Extracted information >>
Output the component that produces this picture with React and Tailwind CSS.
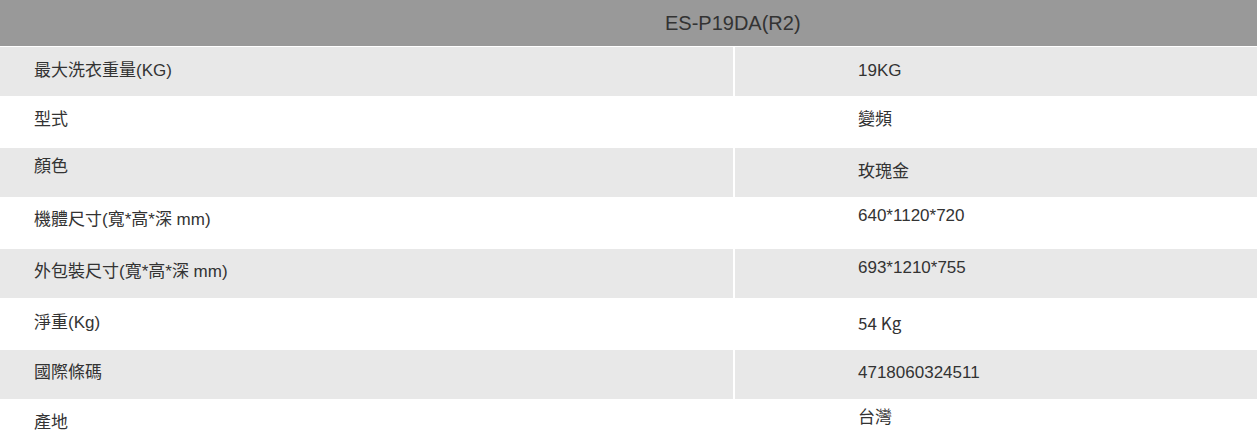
import React from 'react';

// spec rows: label, value, row height, and top offsets for each cell text
const rows = [
  { label: '最大洗衣重量(KG)', value: '19KG', h: 'h-[49px]', gray: true, lt: 'pt-[12px]', rt: 'pt-[12px]' },
  { label: '型式', value: '變頻', h: 'h-[52px]', gray: false, lt: 'pt-[12px]', rt: 'pt-[12px]' },
  { label: '顏色', value: '玫瑰金', h: 'h-[49px]', gray: true, lt: 'pt-[7px]', rt: 'pt-[12px]' },
  { label: '機體尺寸(寬*高*深 mm)', value: '640*1120*720', h: 'h-[52px]', gray: false, lt: 'pt-[11px]', rt: 'pt-[7px]' },
  { label: '外包裝尺寸(寬*高*深 mm)', value: '693*1210*755', h: 'h-[49px]', gray: true, lt: 'pt-[11px]', rt: 'pt-[7px]' },
  { label: '淨重(Kg)', value: '54 Kg', h: 'h-[52px]', gray: false, lt: 'pt-[13px]', rt: 'pt-[13px]', alt: true },
  { label: '國際條碼', value: '4718060324511', h: 'h-[49px]', gray: true, lt: 'pt-[11px]', rt: 'pt-[11px]' },
  { label: '產地', value: '台灣', h: 'h-[52px]', gray: false, lt: 'pt-[12px]', rt: 'pt-[7px]' },
];

export default function App() {
  return (
    <div
      className="w-full min-h-screen bg-white text-[#333333] overflow-hidden"
      style={{ fontFamily: '"Liberation Sans", "Noto Sans CJK TC", sans-serif' }}
    >
      {/* Header */}
      <div className="h-[46px] bg-[#999999] flex items-center pl-[665px] text-[20px] leading-[24px] text-[#333333]">
        ES-P19DA(R2)
      </div>

      {/* Spec table */}
      <div className="mt-[1px] grid grid-cols-[733px_1fr] gap-x-[2px]">
        {rows.map((r) => (
          <React.Fragment key={r.label}>
            <div className={`${r.h} ${r.lt} ${r.gray ? 'bg-[#e8e8e8]' : 'bg-white'} pl-[34px] text-[17px] leading-[24px]`}>
              {r.label}
            </div>
            <div
              className={`${r.h} ${r.rt} ${r.gray ? 'bg-[#e8e8e8]' : 'bg-white'} pl-[123px] text-[17px] leading-[24px]`}
              style={r.alt ? { fontFamily: '"Noto Sans CJK TC", sans-serif' } : undefined}
            >
              {r.value}
            </div>
          </React.Fragment>
        ))}
      </div>
    </div>
  );
}
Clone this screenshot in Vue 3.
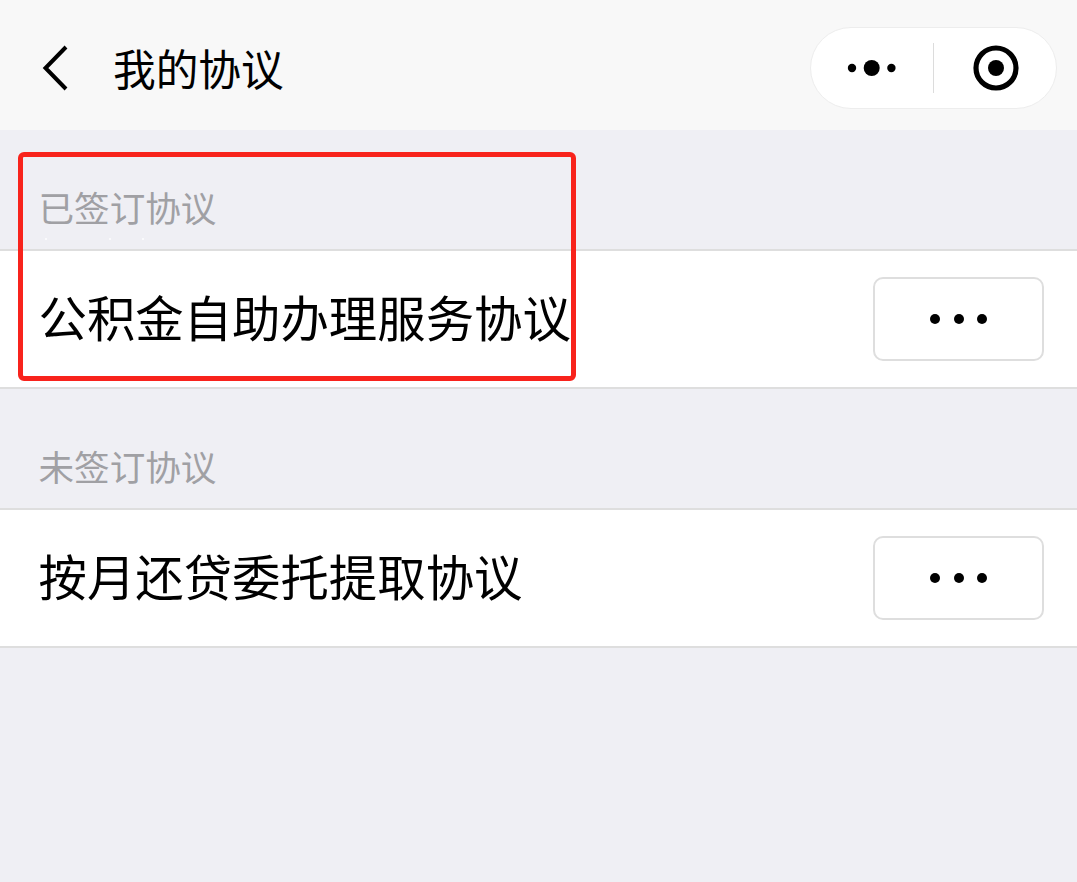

Aim >> Transcribe each entry above exactly, apart from the pictures.

Task answer >>
Output the component that produces this picture with React and Tailwind CSS.
import React from 'react';

// spec rows: label, value, row height, and top offsets for each cell text
const rows = [
  { label: '最大洗衣重量(KG)', value: '19KG', h: 'h-[49px]', gray: true, lt: 'pt-[12px]', rt: 'pt-[12px]' },
  { label: '型式', value: '變頻', h: 'h-[52px]', gray: false, lt: 'pt-[12px]', rt: 'pt-[12px]' },
  { label: '顏色', value: '玫瑰金', h: 'h-[49px]', gray: true, lt: 'pt-[7px]', rt: 'pt-[12px]' },
  { label: '機體尺寸(寬*高*深 mm)', value: '640*1120*720', h: 'h-[52px]', gray: false, lt: 'pt-[11px]', rt: 'pt-[7px]' },
  { label: '外包裝尺寸(寬*高*深 mm)', value: '693*1210*755', h: 'h-[49px]', gray: true, lt: 'pt-[11px]', rt: 'pt-[7px]' },
  { label: '淨重(Kg)', value: '54 Kg', h: 'h-[52px]', gray: false, lt: 'pt-[13px]', rt: 'pt-[13px]', alt: true },
  { label: '國際條碼', value: '4718060324511', h: 'h-[49px]', gray: true, lt: 'pt-[11px]', rt: 'pt-[11px]' },
  { label: '產地', value: '台灣', h: 'h-[52px]', gray: false, lt: 'pt-[12px]', rt: 'pt-[7px]' },
];

export default function App() {
  return (
    <div
      className="w-full min-h-screen bg-white text-[#333333] overflow-hidden"
      style={{ fontFamily: '"Liberation Sans", "Noto Sans CJK TC", sans-serif' }}
    >
      {/* Header */}
      <div className="h-[46px] bg-[#999999] flex items-center pl-[665px] text-[20px] leading-[24px] text-[#333333]">
        ES-P19DA(R2)
      </div>

      {/* Spec table */}
      <div className="mt-[1px] grid grid-cols-[733px_1fr] gap-x-[2px]">
        {rows.map((r) => (
          <React.Fragment key={r.label}>
            <div className={`${r.h} ${r.lt} ${r.gray ? 'bg-[#e8e8e8]' : 'bg-white'} pl-[34px] text-[17px] leading-[24px]`}>
              {r.label}
            </div>
            <div
              className={`${r.h} ${r.rt} ${r.gray ? 'bg-[#e8e8e8]' : 'bg-white'} pl-[123px] text-[17px] leading-[24px]`}
              style={r.alt ? { fontFamily: '"Noto Sans CJK TC", sans-serif' } : undefined}
            >
              {r.value}
            </div>
          </React.Fragment>
        ))}
      </div>
    </div>
  );
}
Clone this screenshot in Vue 3.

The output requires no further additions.